Bersatu, Rashid and the fallacy of reform agenda

Bersatu vice-president Tan Sri Abdul Rashid Ab Rahman says the party would be ‘stupid’ not to use government resources to win the next general election by ‘hook or by crook’.

KUALA LUMPUR, Jan 3 – The Parti Pribumi Bersatu Malaysia (Bersatu) general assembly ended with a bang on Sunday with a winding-up speech by the party’s vice-president Tan Sri Abdul Rashid Ab Rahman that will not be easily forgotten by those who voted for Pakatan Harapan in the 14th general election (GE14).

What he said reaffirmed the fears of many that Bersatu was in fact Umno 3.0 (let us not forget that Umno 2.0 was officially registered in 1988 as Umno Baru).

Two key points he made has caused a lot of fury among civil society groups, some Pakatan Harapan leaders and the public at large.

To much applause from the Bersatu assembly in attendance, Rashid said that the Federal Development Department (JPP), scrapped by the PH government after taking over Putrajaya, should be reinstated for the benefit of the Bersatu division and branch chiefs nationwide.

“Division and branch chiefs must get more money so that they can do more.
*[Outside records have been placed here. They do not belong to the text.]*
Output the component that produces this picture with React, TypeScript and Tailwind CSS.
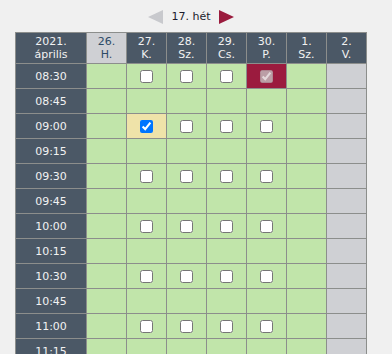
import React from "react";

type Cell = "g" | "c" | "x" | "y" | "m" | "s";

const days = [
  { d: "26.", n: "H.", light: true },
  { d: "27.", n: "K." },
  { d: "28.", n: "Sz." },
  { d: "29.", n: "Cs." },
  { d: "30.", n: "P." },
  { d: "1.", n: "Sz." },
  { d: "2.", n: "V." },
];

const times = [
  "08:30","08:45","09:00","09:15","09:30","09:45","10:00","10:15","10:30","10:45","11:00","11:15",
];

function rowCells(t: string, i: number): Cell[] {
  const hasBox = t.endsWith(":00") || t.endsWith(":30");
  if (i === 0) return ["g", "c", "c", "c", "m", "g", "s"];
  if (t === "09:00") return ["g", "y", "c", "c", "c", "g", "s"];
  if (hasBox) return ["g", "c", "c", "c", "c", "g", "s"];
  return ["g", "g", "g", "g", "g", "g", "s"];
}

function Box({ checked, disabled }: { checked?: boolean; disabled?: boolean }) {
  return (
    <input
      type="checkbox"
      defaultChecked={checked}
      disabled={disabled}
      className="m-0 h-[13px] w-[13px]"
    />
  );
}

export default function App() {
  return (
    <div
      className="min-h-screen bg-[#f0f0f0] text-[11px] leading-[13px]"
      style={{ fontFamily: '"DejaVu Sans", Verdana, sans-serif' }}
    >
      <div className="ml-[15px] w-[352px]">
        <div className="flex h-[32px] items-center justify-center gap-[7px] pt-[1px]">
          <svg width="15" height="14" viewBox="0 0 15 14" className="mr-[1px]">
            <polygon points="15,0 15,14 0,7" fill="#c8c9cd" />
          </svg>
          <span className="text-[#1c1c2c]">17. hét</span>
          <svg width="15" height="14" viewBox="0 0 15 14" className="ml-[1px]">
            <polygon points="0,0 0,14 15,7" fill="#9a1b3d" />
          </svg>
        </div>
        <div className="grid grid-cols-[70px_repeat(7,39px)] gap-px border border-[#8c8e8c] bg-[#8c8e8c] [grid-auto-rows:24px] [grid-template-rows:30px]">
          <div className="flex flex-col items-center justify-center bg-[#4b5866] text-[#f2f2f2]">
            <span>2021.</span>
            <span>április</span>
          </div>
          {days.map((d, i) => (
            <div
              key={i}
              className={
                "flex flex-col items-center justify-center " +
                (d.light ? "bg-[#cfd0d4] text-[#2d4b66]" : "bg-[#4b5866] text-[#f2f2f2]")
              }
            >
              <span>{d.d}</span>
              <span>{d.n}</span>
            </div>
          ))}
          {times.map((t, ri) => (
            <React.Fragment key={t}>
              <div className="flex items-center justify-center bg-[#4b5866] text-[#f2f2f2]">{t}</div>
              {rowCells(t, ri).map((c, ci) => {
                if (c === "s") return <div key={ci} className="bg-[#cfd0d4]" />;
                if (c === "g") return <div key={ci} className="bg-[#c1e5aa]" />;
                if (c === "c")
                  return (
                    <div key={ci} className="flex items-center justify-center bg-[#c1e5aa]">
                      <Box />
                    </div>
                  );
                if (c === "y")
                  return (
                    <div key={ci} className="flex items-center justify-center bg-[#efe3a9]">
                      <Box checked />
                    </div>
                  );
                return (
                  <div key={ci} className="flex items-center justify-center bg-[#9b1b3e]">
                    <Box checked disabled />
                  </div>
                );
              })}
            </React.Fragment>
          ))}
        </div>
      </div>
    </div>
  );
}
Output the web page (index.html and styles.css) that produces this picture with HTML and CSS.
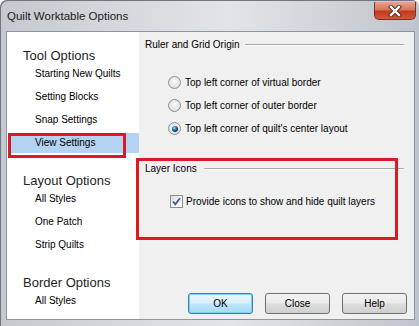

Our people must be given all the development projects by the Federal government,” he was reported to have said.

Then he called for PH to ensure that it retains power in GE15 “by hook or by crook”.

Electoral watchdog Bersih was quick to respond, knowing that Rashid was the former Election Commission chairman and had been pivotal in helping Barisan Nasional over a number of general elections.

While Bersatu Youth (Armada) Syed Saddiq Abdul Rahman criticised the proposal, chairman Tun Dr Mahathir Mohamad just said that whatever Rashid had expressed was a personal opinion, nothing more.

“How to keep Malays in power”

Regardless, if personal views are anything to go by, Rashid takes the cake.

After all, he joined Malay right-wing group Perkasa at the invitation of its president, Ibrahim Ali, in May 2013.

What the man who had managed six of Malaysia’s 12 general elections said after joining Perkasa still rings in the ear.

“This land has always belonged to the Malays,” Rashid said at a Perkasa division meeting, adding that as EC chairman, he “knew how to keep the Malays in power”. He was even reported to have admitted that three redelineation exercises done during his time as EC chief “had ensured Malays remained in power”.

The credibility of the EC was said to have gone downhill under his watch – he was EC secretary from 1979 and its chairman from 2000 to 2008.

Ironically, Rashid was appointed by Mahathir to lead the Election Reform Committee last August.

Wither reform under Pakatan Harapan?

The whole point of Pakatan Harapan’s massive victory in GE14 was to put in place institutional and electoral reforms that would help rid this country of the rent-seeking culture among politicians and their supporters over the past four decades.

The proposal by Rashid makes one wonder how the party can even consider itself as being involved in the pursuit of a reform agenda.

The only “reform” that has taken place, and is likely to continue is that those who were dumped by Umno, prior to 2018 and the rest of the Umno leaders, lawmakers and members who have joined after GE14, have decided to “re-form” themselves under Bersatu.

EC chief took instructions from former PM, says DAP

The silence from people like DAP supremo Lim Kit Siang and other DAP leaders, who had criticised Rashid of being a BN lackey during his tenure in the EC is very telling.

One would hope that DAP political strategist and now Deputy Minister for International Trade and Industry, Ong Kian Ming, could share his thoughts like he did in 2013.

Back in November 2013, Ong said: “In 2003, I was part of an Institute Kajian Malaysia dan Antarabangsa (IKMAS) study team from UKM looking at the constituency delineation process and I remember distinctly Rashid telling the members of the study team that he had received instructions from then prime minister Dr Mahathir Mohamad not to add any seats in Kedah, Kelantan and Terengganu and also to create more ethnically ‘mixed’ seats.

“The presumption then was that non-Malays would not vote for the opposition, namely PAS, and having more non-Malay voters in these seats would help the BN. I believe that Rashid was just taking instructions from the ruling coalition during the 2003 delineation exercise to maintain the status quo,” Ong had been quoted as saying by The Edge.

Proper systems, monitoring essential

Rashid’s speech at the Bersatu general assembly has showed up the party and left its PH allies in a bind.

Fortunately, the Armada wing took a stand immediately in response to Rashid’s comments criticising the proposal to give federal projects to division chiefs, and that bodes well.

There is also the hope that with the proper systems in place over the next few years, and the keen eyes of the Malaysian Anti-Corruption Commission, as well as that of the people, firmly on the PH government, such a proposal would never be put into action.